### Dataset rows
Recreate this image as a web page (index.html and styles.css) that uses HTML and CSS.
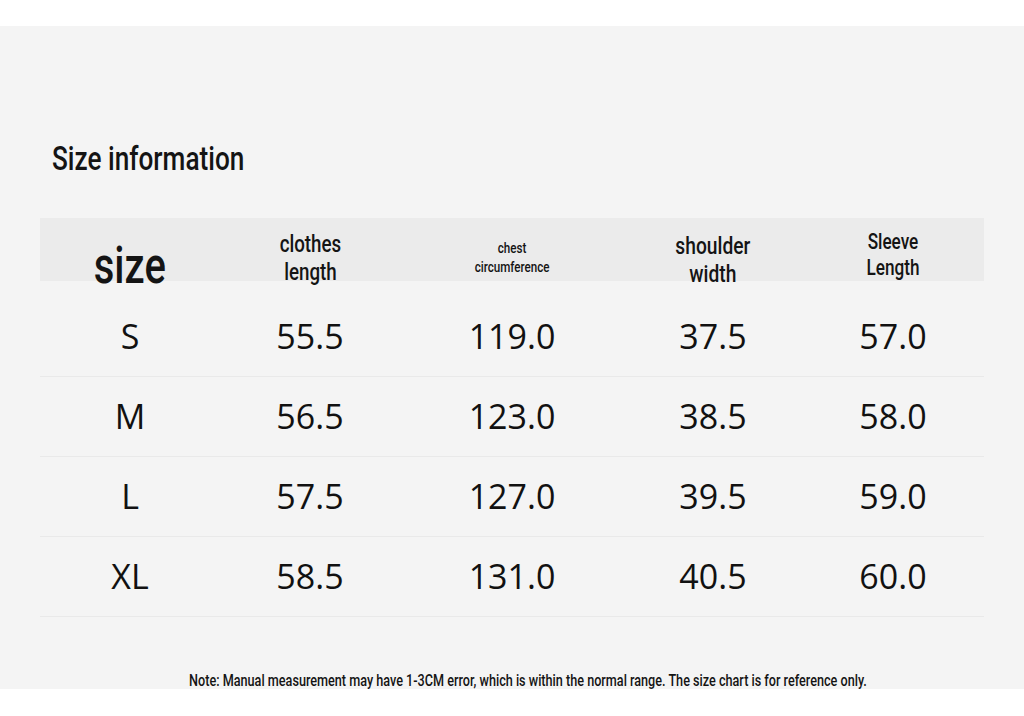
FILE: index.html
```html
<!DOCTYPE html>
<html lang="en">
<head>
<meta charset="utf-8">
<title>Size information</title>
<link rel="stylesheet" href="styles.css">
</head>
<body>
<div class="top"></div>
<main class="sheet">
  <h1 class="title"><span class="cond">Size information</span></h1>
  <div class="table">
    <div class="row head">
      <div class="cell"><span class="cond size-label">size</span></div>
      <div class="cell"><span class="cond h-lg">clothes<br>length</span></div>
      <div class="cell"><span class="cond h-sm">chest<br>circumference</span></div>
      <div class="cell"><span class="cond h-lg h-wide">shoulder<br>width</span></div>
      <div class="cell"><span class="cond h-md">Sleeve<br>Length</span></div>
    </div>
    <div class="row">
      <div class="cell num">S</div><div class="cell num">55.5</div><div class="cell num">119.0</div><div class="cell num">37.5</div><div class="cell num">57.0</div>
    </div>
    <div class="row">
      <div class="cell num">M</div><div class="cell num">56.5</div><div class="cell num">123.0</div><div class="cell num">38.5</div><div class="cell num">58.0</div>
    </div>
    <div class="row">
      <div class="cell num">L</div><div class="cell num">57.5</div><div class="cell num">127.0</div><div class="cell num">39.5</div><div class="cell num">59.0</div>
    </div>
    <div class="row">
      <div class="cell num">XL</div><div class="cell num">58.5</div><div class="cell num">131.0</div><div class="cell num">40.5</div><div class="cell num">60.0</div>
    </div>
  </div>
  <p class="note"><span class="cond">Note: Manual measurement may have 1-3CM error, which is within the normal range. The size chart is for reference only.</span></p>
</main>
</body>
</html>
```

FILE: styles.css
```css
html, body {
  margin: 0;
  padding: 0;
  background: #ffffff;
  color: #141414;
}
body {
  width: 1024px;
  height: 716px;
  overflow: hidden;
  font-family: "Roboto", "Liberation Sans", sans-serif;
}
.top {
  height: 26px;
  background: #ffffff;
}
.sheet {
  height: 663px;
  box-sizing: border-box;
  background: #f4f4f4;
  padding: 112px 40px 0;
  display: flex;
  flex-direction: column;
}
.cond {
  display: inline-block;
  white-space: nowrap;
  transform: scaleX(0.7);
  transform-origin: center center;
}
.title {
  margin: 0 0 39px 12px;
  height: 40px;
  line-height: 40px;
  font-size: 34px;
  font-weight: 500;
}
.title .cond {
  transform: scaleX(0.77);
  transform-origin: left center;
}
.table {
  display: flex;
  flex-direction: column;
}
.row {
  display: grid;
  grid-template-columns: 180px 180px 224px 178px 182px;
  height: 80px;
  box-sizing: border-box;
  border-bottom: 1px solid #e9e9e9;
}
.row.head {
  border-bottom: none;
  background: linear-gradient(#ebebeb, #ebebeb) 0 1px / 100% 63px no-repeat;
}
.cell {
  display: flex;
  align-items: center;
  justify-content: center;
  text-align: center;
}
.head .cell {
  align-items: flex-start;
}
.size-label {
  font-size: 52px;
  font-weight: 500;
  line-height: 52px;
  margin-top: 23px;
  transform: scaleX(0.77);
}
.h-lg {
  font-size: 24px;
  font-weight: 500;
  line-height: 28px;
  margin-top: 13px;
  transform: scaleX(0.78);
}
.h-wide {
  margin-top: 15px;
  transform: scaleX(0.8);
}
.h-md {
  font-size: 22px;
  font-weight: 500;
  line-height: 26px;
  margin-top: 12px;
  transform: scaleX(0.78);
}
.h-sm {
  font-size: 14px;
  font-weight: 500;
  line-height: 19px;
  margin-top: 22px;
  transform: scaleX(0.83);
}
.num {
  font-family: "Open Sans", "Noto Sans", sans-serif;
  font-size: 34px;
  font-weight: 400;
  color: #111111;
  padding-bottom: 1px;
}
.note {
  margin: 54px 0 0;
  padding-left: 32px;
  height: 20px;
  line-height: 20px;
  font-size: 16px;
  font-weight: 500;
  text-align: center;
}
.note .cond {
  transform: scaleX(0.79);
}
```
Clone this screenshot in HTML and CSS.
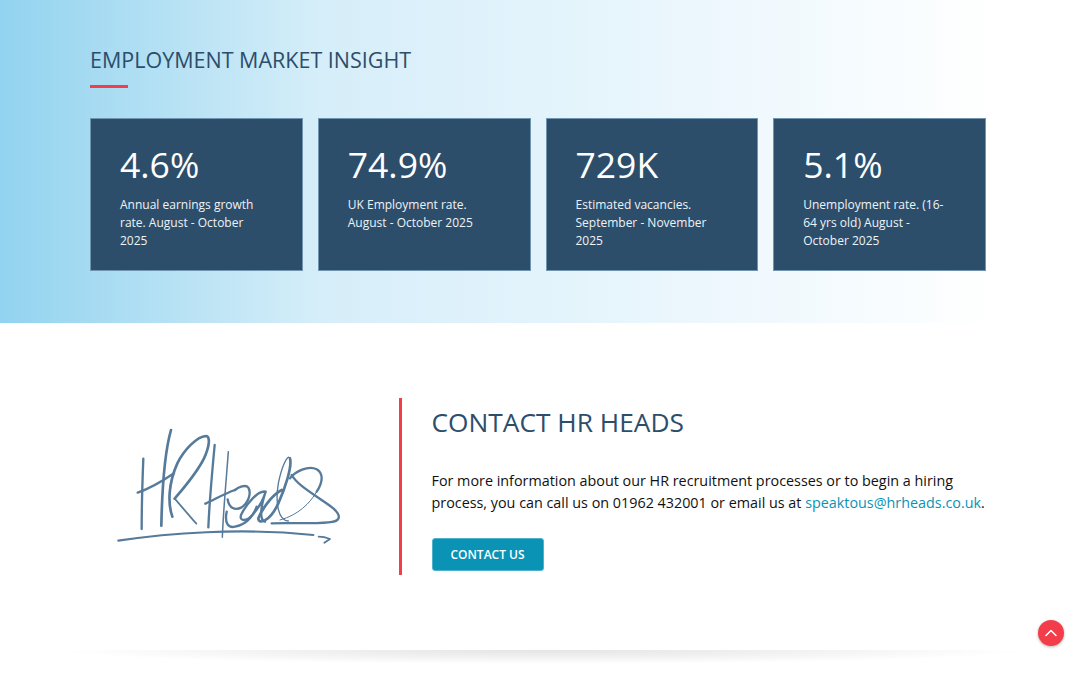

### What is asked
Transcribe the material exactly, keeping every word and none of the pictures.

### Answer below
Recreate this image as a web page (index.html and styles.css) that uses HTML and CSS.
FILE: index.html
```html
<!DOCTYPE html>
<html lang="en">
<head>
<meta charset="utf-8">
<title>Size information</title>
<link rel="stylesheet" href="styles.css">
</head>
<body>
<div class="top"></div>
<main class="sheet">
  <h1 class="title"><span class="cond">Size information</span></h1>
  <div class="table">
    <div class="row head">
      <div class="cell"><span class="cond size-label">size</span></div>
      <div class="cell"><span class="cond h-lg">clothes<br>length</span></div>
      <div class="cell"><span class="cond h-sm">chest<br>circumference</span></div>
      <div class="cell"><span class="cond h-lg h-wide">shoulder<br>width</span></div>
      <div class="cell"><span class="cond h-md">Sleeve<br>Length</span></div>
    </div>
    <div class="row">
      <div class="cell num">S</div><div class="cell num">55.5</div><div class="cell num">119.0</div><div class="cell num">37.5</div><div class="cell num">57.0</div>
    </div>
    <div class="row">
      <div class="cell num">M</div><div class="cell num">56.5</div><div class="cell num">123.0</div><div class="cell num">38.5</div><div class="cell num">58.0</div>
    </div>
    <div class="row">
      <div class="cell num">L</div><div class="cell num">57.5</div><div class="cell num">127.0</div><div class="cell num">39.5</div><div class="cell num">59.0</div>
    </div>
    <div class="row">
      <div class="cell num">XL</div><div class="cell num">58.5</div><div class="cell num">131.0</div><div class="cell num">40.5</div><div class="cell num">60.0</div>
    </div>
  </div>
  <p class="note"><span class="cond">Note: Manual measurement may have 1-3CM error, which is within the normal range. The size chart is for reference only.</span></p>
</main>
</body>
</html>
```

FILE: styles.css
```css
html, body {
  margin: 0;
  padding: 0;
  background: #ffffff;
  color: #141414;
}
body {
  width: 1024px;
  height: 716px;
  overflow: hidden;
  font-family: "Roboto", "Liberation Sans", sans-serif;
}
.top {
  height: 26px;
  background: #ffffff;
}
.sheet {
  height: 663px;
  box-sizing: border-box;
  background: #f4f4f4;
  padding: 112px 40px 0;
  display: flex;
  flex-direction: column;
}
.cond {
  display: inline-block;
  white-space: nowrap;
  transform: scaleX(0.7);
  transform-origin: center center;
}
.title {
  margin: 0 0 39px 12px;
  height: 40px;
  line-height: 40px;
  font-size: 34px;
  font-weight: 500;
}
.title .cond {
  transform: scaleX(0.77);
  transform-origin: left center;
}
.table {
  display: flex;
  flex-direction: column;
}
.row {
  display: grid;
  grid-template-columns: 180px 180px 224px 178px 182px;
  height: 80px;
  box-sizing: border-box;
  border-bottom: 1px solid #e9e9e9;
}
.row.head {
  border-bottom: none;
  background: linear-gradient(#ebebeb, #ebebeb) 0 1px / 100% 63px no-repeat;
}
.cell {
  display: flex;
  align-items: center;
  justify-content: center;
  text-align: center;
}
.head .cell {
  align-items: flex-start;
}
.size-label {
  font-size: 52px;
  font-weight: 500;
  line-height: 52px;
  margin-top: 23px;
  transform: scaleX(0.77);
}
.h-lg {
  font-size: 24px;
  font-weight: 500;
  line-height: 28px;
  margin-top: 13px;
  transform: scaleX(0.78);
}
.h-wide {
  margin-top: 15px;
  transform: scaleX(0.8);
}
.h-md {
  font-size: 22px;
  font-weight: 500;
  line-height: 26px;
  margin-top: 12px;
  transform: scaleX(0.78);
}
.h-sm {
  font-size: 14px;
  font-weight: 500;
  line-height: 19px;
  margin-top: 22px;
  transform: scaleX(0.83);
}
.num {
  font-family: "Open Sans", "Noto Sans", sans-serif;
  font-size: 34px;
  font-weight: 400;
  color: #111111;
  padding-bottom: 1px;
}
.note {
  margin: 54px 0 0;
  padding-left: 32px;
  height: 20px;
  line-height: 20px;
  font-size: 16px;
  font-weight: 500;
  text-align: center;
}
.note .cond {
  transform: scaleX(0.79);
}
```
Clone this screenshot in HTML and CSS.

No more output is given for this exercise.